Brad does not believe anything I tell him. "how do you know?" Or he'll ask me something, I'll give my answer, and he'll say, "I just wanted to see if you knew. It drives me crazy. I can't wait till he's a teenager.
And don't be deceived by that girl. You never know. We all have our strong points anyway. (that's what I tell myself. ha ha) If you want to come to my house for a day and you'll feel like a world class mom.
My kids fo not believe what I tell them either. Oh and I loved to start fights when I was little (still do if I know 100% that I will win). But sadly this "trait" has passed onto my kids. Now I just tell them to believe what they want or ask your dad. Yay! probablly not the best thing to say. But I HATE when they do it to me...I am trying to be nicer about things, and hopefully they will see this and see that fighting is really not 'that' fun.
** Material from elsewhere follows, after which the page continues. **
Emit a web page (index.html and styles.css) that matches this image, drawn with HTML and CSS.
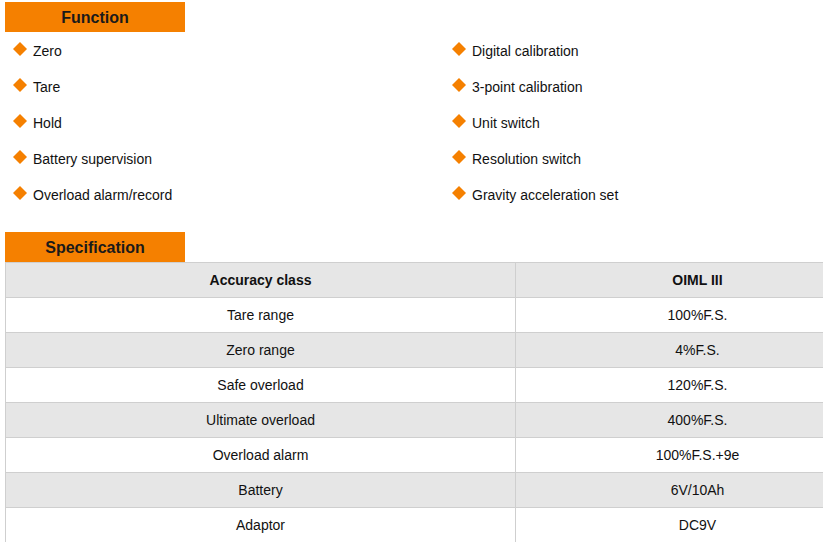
FILE: index.html
```html
<!DOCTYPE html>
<html>
<head>
<meta charset="utf-8">
<link rel="stylesheet" href="styles.css">
</head>
<body>
<div class="page">
  <div class="inner">
    <div class="tab">Function</div>
    <ul class="features">
      <li><svg class="dia" viewBox="0 0 14 14"><polygon points="7,0 14,7 7,14 0,7"/></svg>Zero</li>
      <li><svg class="dia" viewBox="0 0 14 14"><polygon points="7,0 14,7 7,14 0,7"/></svg>Digital calibration</li>
      <li><svg class="dia" viewBox="0 0 14 14"><polygon points="7,0 14,7 7,14 0,7"/></svg>Tare</li>
      <li><svg class="dia" viewBox="0 0 14 14"><polygon points="7,0 14,7 7,14 0,7"/></svg>3-point calibration</li>
      <li><svg class="dia" viewBox="0 0 14 14"><polygon points="7,0 14,7 7,14 0,7"/></svg>Hold</li>
      <li><svg class="dia" viewBox="0 0 14 14"><polygon points="7,0 14,7 7,14 0,7"/></svg>Unit switch</li>
      <li><svg class="dia" viewBox="0 0 14 14"><polygon points="7,0 14,7 7,14 0,7"/></svg>Battery supervision</li>
      <li><svg class="dia" viewBox="0 0 14 14"><polygon points="7,0 14,7 7,14 0,7"/></svg>Resolution switch</li>
      <li><svg class="dia" viewBox="0 0 14 14"><polygon points="7,0 14,7 7,14 0,7"/></svg>Overload alarm/record</li>
      <li><svg class="dia" viewBox="0 0 14 14"><polygon points="7,0 14,7 7,14 0,7"/></svg>Gravity acceleration set</li>
    </ul>
    <div class="tab tab-spec">Specification</div>
    <table class="spec">
      <tr class="head"><th class="c1">Accuracy class</th><th>OIML III</th></tr>
      <tr><td class="c1">Tare range</td><td>100%F.S.</td></tr>
      <tr class="alt"><td class="c1">Zero range</td><td>4%F.S.</td></tr>
      <tr><td class="c1">Safe overload</td><td>120%F.S.</td></tr>
      <tr class="alt"><td class="c1">Ultimate overload</td><td>400%F.S.</td></tr>
      <tr><td class="c1">Overload alarm</td><td>100%F.S.+9e</td></tr>
      <tr class="alt"><td class="c1">Battery</td><td>6V/10Ah</td></tr>
      <tr><td class="c1">Adaptor</td><td>DC9V</td></tr>
    </table>
  </div>
</div>
</body>
</html>
```
FILE: styles.css
```css
html, body {
  margin: 0;
  padding: 0;
  background: #fff;
}
body {
  font-family: "Liberation Sans", Arial, sans-serif;
  font-size: 14px;
  color: #111;
}
.page {
  width: 823px;
  height: 542px;
  overflow: hidden;
}
.inner {
  padding: 2px 0 0 5px;
  width: 875px;
}
.tab {
  width: 180px;
  height: 30px;
  background: #f58000;
  color: #1a1a1a;
  font-weight: bold;
  font-size: 16px;
  line-height: 32px;
  text-align: center;
  overflow: hidden;
}
.features {
  list-style: none;
  margin: 0;
  padding: 0;
  display: grid;
  grid-template-columns: 439px 1fr;
  grid-auto-rows: 36px;
}
.features li {
  display: flex;
  align-items: center;
  padding: 2px 0 0 8px;
}
.dia {
  width: 14px;
  height: 14px;
  fill: #f58000;
  margin-right: 6px;
  position: relative;
  top: -2px;
}
.tab-spec {
  margin-top: 20px;
}
.spec {
  width: 875px;
  border-collapse: collapse;
  table-layout: fixed;
}
.spec th, .spec td {
  border: 1px solid #cfcfcf;
  height: 34px;
  padding: 0;
  text-align: center;
  font-size: 14px;
  color: #111;
}
.spec .c1 {
  width: 509px;
}
.spec th {
  font-weight: bold;
}
.spec .head, .spec .alt {
  background: #e6e6e6;
}
```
Well after a day like today I am glad that I read this. Sometimes I think that Kaitlyn's one true purpose is to drive me to insanity. Not the I'm-going-crazy-and-need-a-break insanity, no I am talking the Britney Spears-lock-me-up-for-my-safety-and-everyone-else's insanity! Other days, she can be quite delightful. But for right now I am literally crossing off the days until she starts school. I keep praying that tonight I will go to sleep and when I wake up it will be September! The funny thing is that when Kaitlyn is not around, Ethan is an angel. But when she is here there are constant fights, so I am looking forward to 7 or 8 weeks of bliss when she will be in school and the house will be argument-free!
I totally wasn't ready for school to start. And then two days ago the constant squabbling and bickering set in. Along with the screams and tears. Yay! I think that I am ready for school to start. Luckily only one more week- then I will have only one kid home in the afternoon. And she should be taking a nap. I'll let you know if my dreams come true!